I thought that it would pick up right where the first book left off, or at least somewhere near there, but it’s told through two different timelines: then and nowNow takes place six months after the end of the first book, then picks up only a few days after. It was an aspect of the story that I wasn’t prepared for, but I think it worked out for the better in the end.

What really threw me for a loop was the fact that Lena, the protagonist of the series, was SO different than she was in Delerium. It’s understandable, why she’s so different, but I don’t think it’s explained as well as it can be given the then and now story sequences.

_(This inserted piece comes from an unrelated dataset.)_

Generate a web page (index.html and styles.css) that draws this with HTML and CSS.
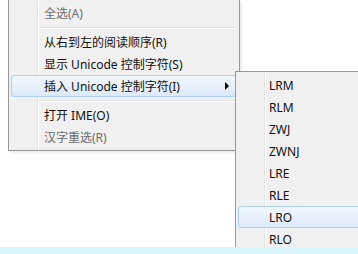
FILE: index.html
```html
<!DOCTYPE html>
<html lang="zh-CN">
<head>
  <meta charset="UTF-8">
  <meta name="viewport" content="width=device-width, initial-scale=1.0">
  <title>输入框右键菜单</title>
  <link rel="stylesheet" href="styles.css">
</head>
<body>
  <div class="desk">
    <!-- main context menu -->
    <ul class="menu main-menu">
      <li class="item disabled">全选(A)</li>
      <li class="sep"></li>
      <li class="item">从右到左的阅读顺序(R)</li>
      <li class="item">显示 Unicode 控制字符(S)</li>
      <li class="item hover has-sub">插入 Unicode 控制字符(I)<span class="arrow"></span></li>
      <li class="sep"></li>
      <li class="item">打开 IME(O)</li>
      <li class="item disabled">汉字重选(R)</li>
    </ul>

    <!-- submenu -->
    <ul class="menu sub-menu">
      <li class="item">LRM</li>
      <li class="item">RLM</li>
      <li class="item">ZWJ</li>
      <li class="item">ZWNJ</li>
      <li class="item">LRE</li>
      <li class="item">RLE</li>
      <li class="item hover">LRO</li>
      <li class="item">RLO</li>
    </ul>
  </div>
  <div class="bar"></div>
</body>
</html>
```

FILE: styles.css
```css
html, body {
  margin: 0;
  padding: 0;
}
body {
  width: 358px;
  height: 254px;
  overflow: hidden;
  display: flex;
  flex-direction: column;
  background: #fff;
  font-family: "Noto Sans", "Noto Sans CJK SC", sans-serif;
  font-size: 12px;
  color: #111;
}
.desk {
  flex: 1;
  position: relative;
}
.bar {
  height: 7px;
  background: #d8f5fb;
  position: relative;
  z-index: 3;
}

.menu {
  position: absolute;
  list-style: none;
  margin: 0;
  padding: 2px;
  background: #f0f0f0;
  border: 1px solid #979797;
  box-shadow: 2px 2px 2px rgba(0, 0, 0, 0.08);
}
/* gutter line */
.menu::before {
  content: "";
  position: absolute;
  top: 0;
  bottom: 0;
  left: 28px;
  width: 1px;
  background: #e2e3e3;
  border-right: 1px solid #fff;
}
.main-menu {
  left: 8px;
  top: -1px;
  width: 226px;
  z-index: 1;
}
.sub-menu {
  left: 235px;
  top: 71px;
  width: 140px;
  z-index: 2;
}

.item {
  position: relative;
  height: 22px;
  line-height: 22px;
  padding-left: 32px;
  white-space: nowrap;
  border: 1px solid transparent;
  box-sizing: border-box;
  border-radius: 3px;
}
.sub-menu .item {
  padding-left: 30px;
}
.disabled {
  color: #6d6d6d;
}
.hover {
  border-color: #aecff7;
  background: linear-gradient(#f2f7fd, #dde9f8);
}
.arrow {
  position: absolute;
  right: 7px;
  top: 6px;
  width: 0;
  height: 0;
  border-left: 4px solid #000;
  border-top: 4px solid transparent;
  border-bottom: 4px solid transparent;
}
.sep {
  position: relative;
  height: 7px;
}
.sep::after {
  content: "";
  position: absolute;
  left: 28px;
  right: 0;
  top: 3px;
  height: 1px;
  background: #e0e0e0;
  border-bottom: 1px solid #fff;
}
```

The whole situation of the now sequences (SPOILER: a rebellion) isn’t well explained either. It’s stated several times that the Invalids have attacked cities across the nation, but we only get a detailed account of the attack in Portland, which doesn’t even make sense since Lena isn’t even in Portland for any portion of this book. Due to how big of a deal the rebellion is in Pandemonium, I wish there would have been more details about not just the attacks, but the rebellion in itself. Also, there is a big deal made about Lena’s escape from Portland and how it impacted the Invalid’s method of receiving supplies…shortly after, a rebellion is started. I want to know if Lena’s escape somehow started the rebellion, or if it was a lynchpin to starting it.

Lastly, there were a couple twist endings to Pandemonium. One (I’m not going to spoil it) that I thought was very appropriate and well placed, the other (also will not spoil it) seemed lame and as though it will be used to create unnecessary drama in the third book.

Overall, I give Pandemonium and 3.5/5 rating. It was well written and suspense-filled, but very different from the first book.